* AIM
Lines containing the word "styles" need to be counted. Please reply with how many there are, and nothing else.

* DATASET EXCERPTS

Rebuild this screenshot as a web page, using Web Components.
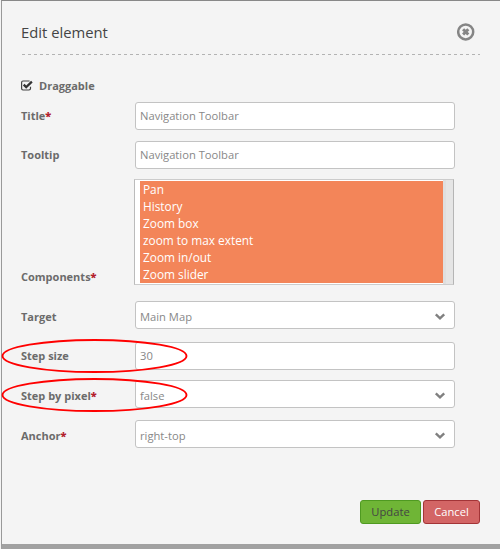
---
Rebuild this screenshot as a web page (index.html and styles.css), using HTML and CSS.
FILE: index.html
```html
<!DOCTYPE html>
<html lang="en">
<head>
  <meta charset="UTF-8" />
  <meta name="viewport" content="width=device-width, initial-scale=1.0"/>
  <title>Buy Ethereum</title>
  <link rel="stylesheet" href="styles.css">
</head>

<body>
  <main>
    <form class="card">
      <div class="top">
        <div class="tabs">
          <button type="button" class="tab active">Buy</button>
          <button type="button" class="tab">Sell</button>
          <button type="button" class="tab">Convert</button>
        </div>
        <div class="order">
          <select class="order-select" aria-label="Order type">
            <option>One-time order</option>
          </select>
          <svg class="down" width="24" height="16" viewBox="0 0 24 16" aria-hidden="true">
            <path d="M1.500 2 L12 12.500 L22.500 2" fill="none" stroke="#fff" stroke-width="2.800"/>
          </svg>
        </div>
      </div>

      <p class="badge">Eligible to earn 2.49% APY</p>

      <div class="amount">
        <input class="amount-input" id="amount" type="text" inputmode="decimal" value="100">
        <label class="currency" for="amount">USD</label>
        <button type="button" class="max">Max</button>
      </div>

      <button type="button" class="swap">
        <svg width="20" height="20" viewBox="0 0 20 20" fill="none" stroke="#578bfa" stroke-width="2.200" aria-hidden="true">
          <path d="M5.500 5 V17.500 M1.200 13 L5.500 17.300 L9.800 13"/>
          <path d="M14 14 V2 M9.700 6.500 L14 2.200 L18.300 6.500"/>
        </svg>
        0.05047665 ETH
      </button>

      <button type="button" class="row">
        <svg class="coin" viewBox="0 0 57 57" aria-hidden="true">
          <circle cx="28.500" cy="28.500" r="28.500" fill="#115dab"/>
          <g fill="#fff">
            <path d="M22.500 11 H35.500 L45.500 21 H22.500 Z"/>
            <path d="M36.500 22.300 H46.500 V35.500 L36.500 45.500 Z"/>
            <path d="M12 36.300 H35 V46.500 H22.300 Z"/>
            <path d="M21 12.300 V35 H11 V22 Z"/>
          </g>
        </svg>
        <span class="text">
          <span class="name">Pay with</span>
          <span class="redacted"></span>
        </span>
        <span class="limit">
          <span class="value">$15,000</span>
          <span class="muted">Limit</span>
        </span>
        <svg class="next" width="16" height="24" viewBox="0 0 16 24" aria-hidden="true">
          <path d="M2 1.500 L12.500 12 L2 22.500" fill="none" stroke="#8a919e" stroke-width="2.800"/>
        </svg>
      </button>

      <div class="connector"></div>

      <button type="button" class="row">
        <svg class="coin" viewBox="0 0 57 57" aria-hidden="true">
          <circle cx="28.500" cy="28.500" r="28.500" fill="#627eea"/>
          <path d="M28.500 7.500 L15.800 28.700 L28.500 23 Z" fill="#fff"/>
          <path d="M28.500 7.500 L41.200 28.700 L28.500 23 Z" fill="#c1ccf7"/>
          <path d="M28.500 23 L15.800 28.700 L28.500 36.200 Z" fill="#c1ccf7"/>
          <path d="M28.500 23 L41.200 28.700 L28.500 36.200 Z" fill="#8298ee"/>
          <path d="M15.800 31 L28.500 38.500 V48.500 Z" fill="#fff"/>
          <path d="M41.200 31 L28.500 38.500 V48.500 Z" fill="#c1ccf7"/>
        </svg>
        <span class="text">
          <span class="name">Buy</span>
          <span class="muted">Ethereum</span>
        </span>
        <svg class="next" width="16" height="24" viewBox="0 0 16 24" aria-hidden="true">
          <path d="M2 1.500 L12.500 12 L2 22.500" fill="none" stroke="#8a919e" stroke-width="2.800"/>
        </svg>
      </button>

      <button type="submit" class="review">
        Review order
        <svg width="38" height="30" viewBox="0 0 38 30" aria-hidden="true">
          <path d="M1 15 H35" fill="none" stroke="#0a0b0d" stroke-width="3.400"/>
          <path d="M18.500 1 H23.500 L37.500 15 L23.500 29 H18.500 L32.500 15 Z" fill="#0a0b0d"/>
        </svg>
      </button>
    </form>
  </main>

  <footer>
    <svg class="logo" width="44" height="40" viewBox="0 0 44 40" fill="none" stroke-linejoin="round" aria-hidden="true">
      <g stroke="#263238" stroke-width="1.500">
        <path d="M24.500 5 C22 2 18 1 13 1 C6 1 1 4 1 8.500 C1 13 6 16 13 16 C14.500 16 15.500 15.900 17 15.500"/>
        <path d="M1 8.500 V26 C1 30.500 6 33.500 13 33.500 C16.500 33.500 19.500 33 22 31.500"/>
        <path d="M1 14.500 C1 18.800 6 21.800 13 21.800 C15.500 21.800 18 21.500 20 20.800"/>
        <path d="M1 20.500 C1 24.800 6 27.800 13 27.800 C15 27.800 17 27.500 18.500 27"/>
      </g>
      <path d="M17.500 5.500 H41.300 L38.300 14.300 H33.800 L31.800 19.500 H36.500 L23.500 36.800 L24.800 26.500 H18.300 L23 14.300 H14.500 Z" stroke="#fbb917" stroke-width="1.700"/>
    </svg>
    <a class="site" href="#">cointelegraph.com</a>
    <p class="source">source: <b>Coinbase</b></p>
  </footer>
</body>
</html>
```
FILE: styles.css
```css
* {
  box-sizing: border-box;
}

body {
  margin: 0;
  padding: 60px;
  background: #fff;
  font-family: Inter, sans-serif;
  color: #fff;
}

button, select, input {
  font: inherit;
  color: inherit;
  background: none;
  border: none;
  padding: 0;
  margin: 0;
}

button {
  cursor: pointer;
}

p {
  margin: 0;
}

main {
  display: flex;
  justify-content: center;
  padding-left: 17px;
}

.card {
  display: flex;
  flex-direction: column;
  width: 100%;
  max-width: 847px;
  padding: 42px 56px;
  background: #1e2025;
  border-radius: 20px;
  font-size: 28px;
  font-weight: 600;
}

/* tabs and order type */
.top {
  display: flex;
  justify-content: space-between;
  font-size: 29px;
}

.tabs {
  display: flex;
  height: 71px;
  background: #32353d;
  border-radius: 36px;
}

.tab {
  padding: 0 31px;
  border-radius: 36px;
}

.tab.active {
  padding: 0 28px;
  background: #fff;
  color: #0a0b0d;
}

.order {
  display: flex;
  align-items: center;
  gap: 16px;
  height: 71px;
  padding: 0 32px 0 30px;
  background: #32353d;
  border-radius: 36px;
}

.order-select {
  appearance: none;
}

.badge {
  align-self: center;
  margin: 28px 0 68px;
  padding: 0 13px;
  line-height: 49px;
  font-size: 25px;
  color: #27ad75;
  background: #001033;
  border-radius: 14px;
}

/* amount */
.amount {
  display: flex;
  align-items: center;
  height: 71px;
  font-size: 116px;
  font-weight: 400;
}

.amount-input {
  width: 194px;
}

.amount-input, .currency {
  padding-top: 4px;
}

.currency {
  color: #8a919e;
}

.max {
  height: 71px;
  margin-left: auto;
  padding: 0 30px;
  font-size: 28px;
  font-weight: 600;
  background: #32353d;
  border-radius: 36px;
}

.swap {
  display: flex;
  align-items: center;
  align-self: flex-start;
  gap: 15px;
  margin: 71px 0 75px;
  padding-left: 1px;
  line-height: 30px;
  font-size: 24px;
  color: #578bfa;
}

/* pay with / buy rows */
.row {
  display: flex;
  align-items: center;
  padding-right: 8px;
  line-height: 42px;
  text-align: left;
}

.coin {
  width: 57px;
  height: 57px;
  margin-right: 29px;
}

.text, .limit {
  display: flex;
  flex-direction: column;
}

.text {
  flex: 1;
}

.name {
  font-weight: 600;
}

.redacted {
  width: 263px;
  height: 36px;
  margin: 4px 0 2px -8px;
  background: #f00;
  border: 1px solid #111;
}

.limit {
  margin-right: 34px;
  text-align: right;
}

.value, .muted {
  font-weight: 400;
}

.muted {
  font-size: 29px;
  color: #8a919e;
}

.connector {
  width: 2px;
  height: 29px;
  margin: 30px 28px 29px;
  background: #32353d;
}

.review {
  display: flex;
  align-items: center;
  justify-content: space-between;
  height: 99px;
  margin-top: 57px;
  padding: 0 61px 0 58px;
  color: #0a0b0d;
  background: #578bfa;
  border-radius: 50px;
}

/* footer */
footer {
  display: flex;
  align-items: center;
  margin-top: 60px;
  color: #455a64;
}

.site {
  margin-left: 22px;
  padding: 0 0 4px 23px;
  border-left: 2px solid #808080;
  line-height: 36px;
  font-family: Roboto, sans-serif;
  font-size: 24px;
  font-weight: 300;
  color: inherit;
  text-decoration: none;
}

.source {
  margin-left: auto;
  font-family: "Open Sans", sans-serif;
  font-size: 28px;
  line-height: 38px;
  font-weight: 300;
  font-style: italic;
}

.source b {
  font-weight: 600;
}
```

* EXERCISE ANSWER
3